17    Mr Bond has failed to make a case for the annulment of his bankruptcy. He does not deny that he is indebted to the respondents in the sum of $275,000. This is the unpaid judgment debt incurred in the proceeding before the County Court. He claims that he is owed $80,000 by Rees Managed Investments Pty Ltd, one of its directors and GR Finance Ltd (in liq). He has not sought to test or enforce this claim in Court. Even if it be assumed that he had an entitlement to this sum it would reduce but by no means eliminate his indebtedness to the respondents were it to be obtained and paid to them. His statement of affairs and other material which is in evidence confirms that he was insolvent at the time that the relevant sequestration order was made. He did not contend otherwise.

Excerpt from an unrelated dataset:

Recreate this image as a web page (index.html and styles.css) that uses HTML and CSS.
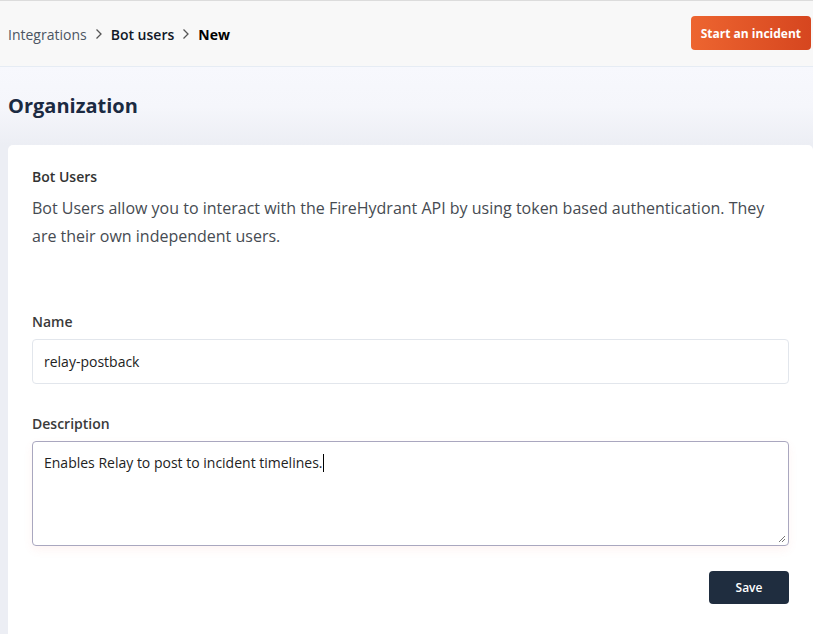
FILE: index.html
```html
<!DOCTYPE html>
<html lang="en">
<head>
<meta charset="utf-8">
<title>Bot users - New</title>
<link rel="stylesheet" href="styles.css">
</head>
<body>
<header class="topbar">
  <nav class="crumbs">
    <span class="crumb">Integrations</span>
    <svg class="chev" width="14" height="14" viewBox="0 0 14 14"><path d="M4.5 2.5 L9 7 L4.5 11.5" fill="none" stroke="#555" stroke-width="1.3"/></svg>
    <span class="crumb mid">Bot users</span>
    <svg class="chev" width="14" height="14" viewBox="0 0 14 14"><path d="M4.5 2.5 L9 7 L4.5 11.5" fill="none" stroke="#555" stroke-width="1.3"/></svg>
    <span class="crumb cur">New</span>
  </nav>
  <button class="incident">Start an incident</button>
</header>
<main class="page">
  <h1 class="title">Organization</h1>
  <section class="card">
    <h2 class="card-title">Bot Users</h2>
    <p class="intro">Bot Users allow you to interact with the FireHydrant API by using token based authentication. They are their own independent users.</p>
    <div class="field">
      <label class="label">Name</label>
      <div class="input">relay-postback</div>
    </div>
    <div class="field field-desc">
      <label class="label">Description</label>
      <div class="textarea">Enables Relay to post to incident timelines.<span class="caret"></span>
        <svg class="grip" width="9" height="9" viewBox="0 0 9 9"><path d="M8 2 L2 8 M8 5 L5 8" stroke="#777" stroke-width="1"/></svg>
      </div>
    </div>
    <div class="actions">
      <button class="save">Save</button>
    </div>
  </section>
</main>
</body>
</html>
```
FILE: styles.css
```css
* { box-sizing: border-box; }
html, body { margin: 0; padding: 0; }
body {
  font-family: "Open Sans", "Noto Sans", sans-serif;
  background: #eeeff5;
  overflow: hidden;
  height: 634px;
}
.topbar {
  height: 67px;
  border-top: 1px solid #dcdcdc;
  border-bottom: 1px solid #e6ecf4;
  background: #f8f8f8;
  display: flex;
  align-items: center;
  justify-content: space-between;
  padding: 0 2px 0 8px;
}
.crumbs {
  display: flex;
  align-items: center;
  gap: 5px;
  font-size: 14px;
  margin-top: 1px;
}
.crumb { color: #4b5563; }
.crumb.mid { color: #111827; font-weight: 600; }
.crumb.cur { color: #000; font-weight: 700; }
.incident {
  font-family: inherit;
  font-size: 12px;
  font-weight: 700;
  color: #fff;
  border: 0;
  border-radius: 4px;
  height: 34px;
  padding: 0 10px;
  background: linear-gradient(90deg, #ed6530, #d6461f);
  margin-top: -1px;
}
.page {
  background: linear-gradient(180deg, #f7f8fd 0px, #f5f6fb 40px, #eceef4 78px, #eceef4 100%);
  padding: 0 0 0 8px;
  height: 567px;
}
.title {
  margin: 0;
  font-size: 20px;
  font-weight: 700;
  color: #1b2a42;
  height: 78px;
  padding-top: 25px;
  line-height: 28px;
}
.card {
  background: #fff;
  border-radius: 5px 5px 0 0;
  padding: 22px 24px 0 24px;
  height: 489px;
}
.card-title {
  margin: 0;
  font-size: 14px;
  font-weight: 600;
  color: #333;
  line-height: 20px;
}
.intro {
  margin: 7px 0 0;
  font-size: 16px;
  line-height: 28px;
  color: #464b52;
}
.field { margin-top: 62px; }
.field.field-desc { margin-top: 30px; }
.label {
  display: block;
  font-size: 14px;
  font-weight: 600;
  color: #3a3a3a;
  line-height: 20px;
  margin-bottom: 7px;
}
.input {
  height: 45px;
  border: 1px solid #e2e6ec;
  border-radius: 4px;
  padding: 0 11px;
  font-size: 14px;
  line-height: 43px;
  color: #222;
}
.textarea {
  position: relative;
  height: 105px;
  border: 1px solid #a9a7bf;
  border-radius: 4px;
  padding: 9px 11px;
  font-size: 14px;
  line-height: 24px;
  color: #222;
  box-shadow: 0 4px 10px rgba(240, 120, 100, 0.08);
}
.caret {
  display: inline-block;
  width: 1px;
  height: 18px;
  background: #000;
  vertical-align: -4px;
  margin-left: 1px;
}
.grip { position: absolute; right: 2px; bottom: 2px; }
.actions {
  display: flex;
  justify-content: flex-end;
  margin-top: 25px;
}
.save {
  font-family: inherit;
  width: 80px;
  height: 33px;
  border: 0;
  border-radius: 4px;
  background: #1f2d3f;
  color: #fff;
  font-size: 12px;
  font-weight: 600;
}
```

18    There is, therefore, no basis for the Court to conclude that the Federal Magistrates Court would, on the facts known to it, have been bound not to have made the sequestration order. The contrary is true.

19    The evidence which has since come to light and which suggests that companies in the Rees Group may have, as Mr Bond alleges, engaged in fraudulent activities during and after the period during which he worked for the group is not material for present purposes. The misconduct of the respondents (if there was any) in relation to the conduct of their businesses does not impinge in any way on the existence of the unpaid judgment debt on which the sequestration order was founded.

20    Mr Bond’s application must be refused.

I certify that the preceding twenty (20) numbered paragraphs are a true copy of the Reasons for Judgment herein of the Honourable Justice Tracey.